La corrida du 15 août à Madrid qui célèbre la Virgen de la Paloma, patronne des Madrilènes, est traditionnellement celle qui permet de (re)découvrir des toreros qui ne font pas partie habituellement du circuit des grandes ferias. L’an passé ce fut le cas de Juan Ortega, un torero sévillan, qui coupait une oreille à un toro de Valdefresno. Cette année, de nouveau, il figurait au cartel après ses deux prestations à Las Ventas, le jour de Pâques et durant la San Isidro. Pour peut-être conjurer le sort ou à cause d’un vestiaire peu garni, il faisait le paseillo avec le même costume (pas de lumières) que l’an dernier: ivoire et azabache… Il accompagnait Fernando Robleño et le Colombien Sebastián Ritter pour des toros de Martín Lorca réduits au nombre de quatre, complétés par un de Escribano Martín (1er) de même origine et d’un sobrero sorti en cinquième position de José Luis Osborne. Tous de sang mélangé de Juan Pedro Domecq. A la lecture du programme, on observait que ce lot de toros allait faire l’affaire du boucher de service car à la bascule seuls deux d’entre eux avaient pesé moins de six cents kilos, les autres affichaient 645, 646, 691 (record de l’année battu!) et 669 kg ! Cette première observation relative au pesage semait, à priori, le doute des aficionados quant aux facultés physiques de ces toros sous les 35 ͦC de température ambiante. Les craintes s’avéraient exactes car le 1er se sauvait d’un retour aux corrales - pour sa faiblesse de pattes -  seulement par la passivité du président qui ne pouvait faire autrement que sortir le mouchoir vert pour le 2ème pour les mêmes conditions; le 3ème s’arrêtait à la sortie des piques; avec ses presque 700 kg le 4ème avait un bon tranco d’un premier élan mais ne résistait pas aux passes suivantes; le 5ème mansote se trainait sous la muleta du Colombien et le 6ème recevait les deux seules piques appuyées de la corrida mais n’admettait aucunes passes de muleta.

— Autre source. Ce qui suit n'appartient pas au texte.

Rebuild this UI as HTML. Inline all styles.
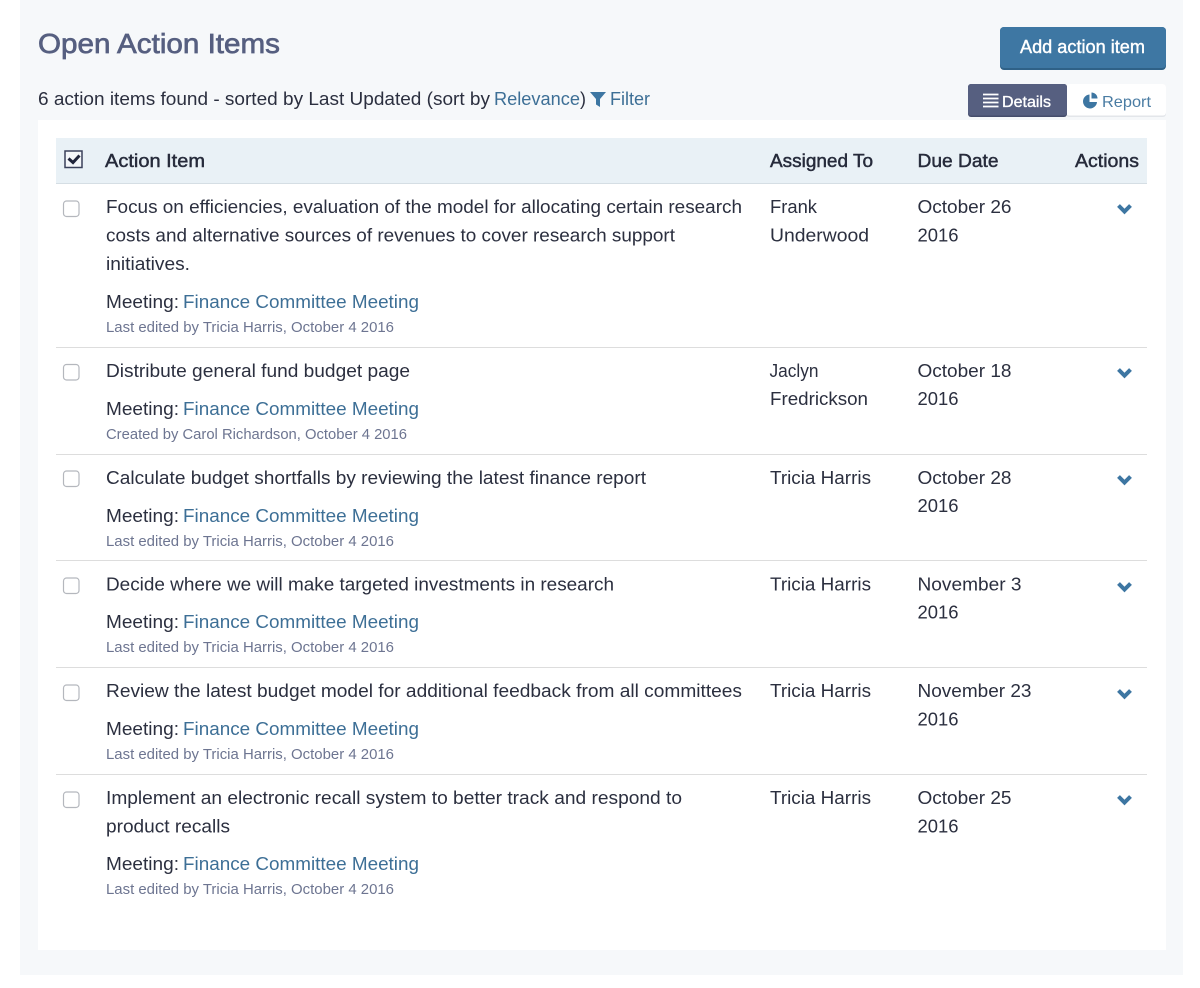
<!DOCTYPE html>
<html><head><meta charset="utf-8"><title>Open Action Items</title>
<style>
html,body{margin:0;padding:0;background:#fff;width:1200px;height:988px;overflow:hidden}
svg{display:block;font-family:"Liberation Sans",sans-serif}
.t{font-size:18px;fill:#2b2f3f}
.l{font-size:18px;fill:#3d6f96}
.s{font-size:14.5px;fill:#6d7591}
.h{font-size:18px;fill:#262b3b;stroke:#262b3b;stroke-width:.45px}
</style></head><body>
<svg width="1200" height="988" viewBox="0 0 1200 988" xmlns="http://www.w3.org/2000/svg">
<rect x="20" y="0" width="1163" height="975" fill="#f6f8fa"/>
<rect x="38" y="120" width="1128" height="830" fill="#fff"/>

<text x="38" y="53" font-size="28" fill="#565f80" stroke="#565f80" stroke-width=".7" textLength="242" lengthAdjust="spacingAndGlyphs">Open Action Items</text>
<text class="t" x="38" y="105" textLength="452" lengthAdjust="spacingAndGlyphs">6 action items found - sorted by Last Updated (sort by</text>
<text class="l" x="494" y="105" textLength="86" lengthAdjust="spacingAndGlyphs">Relevance</text>
<text class="t" x="580" y="105">)</text>
<path d="M590 92h16l-6 7v8l-4-2.500v-5.500z" fill="#3d76a2"/>
<text class="l" x="610" y="105" textLength="40" lengthAdjust="spacingAndGlyphs">Filter</text>

<rect x="1000" y="27" width="166" height="43" rx="4" fill="#2f6187"/>
<rect x="1000" y="27" width="166" height="41" rx="4" fill="#3e77a3"/>
<text x="1020" y="53" font-size="18" fill="#fff" stroke="#fff" stroke-width=".4" textLength="125" lengthAdjust="spacingAndGlyphs">Add action item</text>

<rect x="1066" y="84" width="100" height="33" rx="3" fill="#e3e6ea"/>
<rect x="1066" y="84" width="100" height="31.500" rx="3" fill="#fff"/>
<rect x="968" y="84" width="99" height="33" rx="3" fill="#454d6b"/>
<rect x="968" y="84" width="99" height="31.500" rx="3" fill="#565f80"/>
<path d="M983 94.500h15.500M983 98.500h15.500M983 102.500h15.500M983 106.500h15.500" stroke="#fff" stroke-width="1.700"/>
<text x="1002" y="107" font-size="16" fill="#fff" stroke="#fff" stroke-width=".35" textLength="49" lengthAdjust="spacingAndGlyphs">Details</text>
<path d="M1089.500 94.500a7 7 0 1 0 7.500 7.500h-7.500z" fill="#3d76a2"/>
<path d="M1091.500 92.500a6 6 0 0 1 6 6h-6z" fill="#3d76a2"/>
<text x="1102" y="107" font-size="16" fill="#4a7ca3" textLength="49" lengthAdjust="spacingAndGlyphs">Report</text>

<rect x="56" y="138" width="1091" height="45" fill="#e9f1f6"/>
<rect x="56" y="183" width="1091" height="1" fill="#d5dee4"/>
<rect x="65" y="151" width="17" height="16.500" fill="#f4f6f9" stroke="#3a415a" stroke-width="1.500"/>
<path d="M68.500 158.500l4.500 4 6.500-7" fill="none" stroke="#20243a" stroke-width="3"/>
<text class="h" x="105" y="167" textLength="100" lengthAdjust="spacingAndGlyphs">Action Item</text>
<text class="h" x="770" y="167" textLength="103" lengthAdjust="spacingAndGlyphs">Assigned To</text>
<text class="h" x="917.500" y="167" textLength="81" lengthAdjust="spacingAndGlyphs">Due Date</text>
<text class="h" x="1075" y="167" textLength="64" lengthAdjust="spacingAndGlyphs">Actions</text>

<g fill="#ddd"><rect x="56" y="347" width="1091" height="1"/><rect x="56" y="454" width="1091" height="1"/><rect x="56" y="560" width="1091" height="1"/><rect x="56" y="667" width="1091" height="1"/><rect x="56" y="774" width="1091" height="1"/></g>

<g fill="#fff" stroke="#b4b7bd" stroke-width="1.200">
<rect x="63.500" y="201" width="15.500" height="15.500" rx="3"/>
<rect x="63.500" y="364.500" width="15.500" height="15.500" rx="3"/>
<rect x="63.500" y="471" width="15.500" height="15.500" rx="3"/>
<rect x="63.500" y="578" width="15.500" height="15.500" rx="3"/>
<rect x="63.500" y="685" width="15.500" height="15.500" rx="3"/>
<rect x="63.500" y="792" width="15.500" height="15.500" rx="3"/>
</g>

<g fill="none" stroke="#3d76a2" stroke-width="4">
<path d="M1118.500 205.500l6 6 6-6"/>
<path d="M1118.500 369.500l6 6 6-6"/>
<path d="M1118.500 476.500l6 6 6-6"/>
<path d="M1118.500 583.500l6 6 6-6"/>
<path d="M1118.500 690.500l6 6 6-6"/>
<path d="M1118.500 796.500l6 6 6-6"/>
</g>

<!-- Row 1 -->
<text class="t" x="106" y="213" textLength="636" lengthAdjust="spacingAndGlyphs">Focus on efficiencies, evaluation of the model for allocating certain research</text>
<text class="t" x="106" y="241.500" textLength="569" lengthAdjust="spacingAndGlyphs">costs and alternative sources of revenues to cover research support</text>
<text class="t" x="106" y="270" textLength="84" lengthAdjust="spacingAndGlyphs">initiatives.</text>
<text class="t" x="106" y="308" textLength="73" lengthAdjust="spacingAndGlyphs">Meeting:</text>
<text class="l" x="183" y="308" textLength="236" lengthAdjust="spacingAndGlyphs">Finance Committee Meeting</text>
<text class="s" x="106" y="332" textLength="288" lengthAdjust="spacingAndGlyphs">Last edited by Tricia Harris, October 4 2016</text>
<text class="t" x="770" y="213" textLength="47" lengthAdjust="spacingAndGlyphs">Frank</text>
<text class="t" x="770" y="241.500" textLength="99" lengthAdjust="spacingAndGlyphs">Underwood</text>
<text class="t" x="917.500" y="213" textLength="94" lengthAdjust="spacingAndGlyphs">October 26</text>
<text class="t" x="917.500" y="241.500" textLength="41" lengthAdjust="spacingAndGlyphs">2016</text>

<!-- Row 2 -->
<text class="t" x="106" y="377" textLength="304" lengthAdjust="spacingAndGlyphs">Distribute general fund budget page</text>
<text class="t" x="106" y="415" textLength="73" lengthAdjust="spacingAndGlyphs">Meeting:</text>
<text class="l" x="183" y="415" textLength="236" lengthAdjust="spacingAndGlyphs">Finance Committee Meeting</text>
<text class="s" x="106" y="439" textLength="301" lengthAdjust="spacingAndGlyphs">Created by Carol Richardson, October 4 2016</text>
<text class="t" x="769.500" y="377" textLength="49" lengthAdjust="spacingAndGlyphs">Jaclyn</text>
<text class="t" x="770" y="405" textLength="98" lengthAdjust="spacingAndGlyphs">Fredrickson</text>
<text class="t" x="917.500" y="377" textLength="94" lengthAdjust="spacingAndGlyphs">October 18</text>
<text class="t" x="917.500" y="405" textLength="41" lengthAdjust="spacingAndGlyphs">2016</text>

<!-- Row 3 -->
<text class="t" x="106" y="484" textLength="540" lengthAdjust="spacingAndGlyphs">Calculate budget shortfalls by reviewing the latest finance report</text>
<text class="t" x="106" y="522" textLength="73" lengthAdjust="spacingAndGlyphs">Meeting:</text>
<text class="l" x="183" y="522" textLength="236" lengthAdjust="spacingAndGlyphs">Finance Committee Meeting</text>
<text class="s" x="106" y="546" textLength="288" lengthAdjust="spacingAndGlyphs">Last edited by Tricia Harris, October 4 2016</text>
<text class="t" x="770" y="484" textLength="101" lengthAdjust="spacingAndGlyphs">Tricia Harris</text>
<text class="t" x="917.500" y="484" textLength="94" lengthAdjust="spacingAndGlyphs">October 28</text>
<text class="t" x="917.500" y="512" textLength="41" lengthAdjust="spacingAndGlyphs">2016</text>

<!-- Row 4 -->
<text class="t" x="106" y="590.500" textLength="508" lengthAdjust="spacingAndGlyphs">Decide where we will make targeted investments in research</text>
<text class="t" x="106" y="628" textLength="73" lengthAdjust="spacingAndGlyphs">Meeting:</text>
<text class="l" x="183" y="628" textLength="236" lengthAdjust="spacingAndGlyphs">Finance Committee Meeting</text>
<text class="s" x="106" y="652" textLength="288" lengthAdjust="spacingAndGlyphs">Last edited by Tricia Harris, October 4 2016</text>
<text class="t" x="770" y="590.500" textLength="101" lengthAdjust="spacingAndGlyphs">Tricia Harris</text>
<text class="t" x="917.500" y="590.500" textLength="104" lengthAdjust="spacingAndGlyphs">November 3</text>
<text class="t" x="917.500" y="618.500" textLength="41" lengthAdjust="spacingAndGlyphs">2016</text>

<!-- Row 5 -->
<text class="t" x="106" y="697" textLength="636" lengthAdjust="spacingAndGlyphs">Review the latest budget model for additional feedback from all committees</text>
<text class="t" x="106" y="735" textLength="73" lengthAdjust="spacingAndGlyphs">Meeting:</text>
<text class="l" x="183" y="735" textLength="236" lengthAdjust="spacingAndGlyphs">Finance Committee Meeting</text>
<text class="s" x="106" y="759" textLength="288" lengthAdjust="spacingAndGlyphs">Last edited by Tricia Harris, October 4 2016</text>
<text class="t" x="770" y="697" textLength="101" lengthAdjust="spacingAndGlyphs">Tricia Harris</text>
<text class="t" x="917.500" y="697" textLength="114" lengthAdjust="spacingAndGlyphs">November 23</text>
<text class="t" x="917.500" y="725.500" textLength="41" lengthAdjust="spacingAndGlyphs">2016</text>

<!-- Row 6 -->
<text class="t" x="106" y="804" textLength="576" lengthAdjust="spacingAndGlyphs">Implement an electronic recall system to better track and respond to</text>
<text class="t" x="106" y="832.500" textLength="124" lengthAdjust="spacingAndGlyphs">product recalls</text>
<text class="t" x="106" y="870" textLength="73" lengthAdjust="spacingAndGlyphs">Meeting:</text>
<text class="l" x="183" y="870" textLength="236" lengthAdjust="spacingAndGlyphs">Finance Committee Meeting</text>
<text class="s" x="106" y="894" textLength="288" lengthAdjust="spacingAndGlyphs">Last edited by Tricia Harris, October 4 2016</text>
<text class="t" x="770" y="804" textLength="101" lengthAdjust="spacingAndGlyphs">Tricia Harris</text>
<text class="t" x="917.500" y="804" textLength="94" lengthAdjust="spacingAndGlyphs">October 25</text>
<text class="t" x="917.500" y="832.500" textLength="41" lengthAdjust="spacingAndGlyphs">2016</text>
</svg>
</body></html>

La faena de Juan Ortega au 3ème alimentait les commentaires d’après corrida, surtout ceux de ses thuriféraires, auxquels s’associaient ceux des aficionados qui avaient seulement des références de chroniques passées et qui enfin avaient pu apprécier l’indéniable torería du torero andalou. Les passes de tanteo exhibaient à la fois le calme du torero et sa maîtrise du geste pour mettre le toro dans la muleta. Ensuite les passes, une à une, déclenchaient les ovations aussitôt tues dans l’attente de la passe suivante à son tour célébrée par des olés enthousiastes. Au début le torero « perdait » quelques pas pour enfin se fixer face au toro dans des  «cites» de trois-quarts, le corps vertical, et distiller des passes naturelles de grande plasticité assorties de remates fleuris. Malheureusement cette faena, courte, se trouvait entachée d’une estocade tendida, un peu atravesada suivie d’un grand nombre de descabellos. S’envolait ainsi une possible oreille qu’aurait mérité le Sévillan malheureux ou maladroit à l’épée. Le toro, juste de force et statique, n’avait que très peu participé à une œuvre seulement esquissée.

                     

Le 6ème, un toro de belles hechuras, révélait à la fois des pointes de mansedumbre et de mauvaises intentions, les banderilleros en faisaient l’expérience. Le tanteo de Juan Ortega, en mouvement comme l’aurait fait son homonyme (feu Domingo Ortega), prétendait jauger et fixer ce toro,  pas clair. Il décidait d’en terminer sans une vraie passe, par un macheteo qui aboutissait à une nouvelle série de maladresses à l’épée.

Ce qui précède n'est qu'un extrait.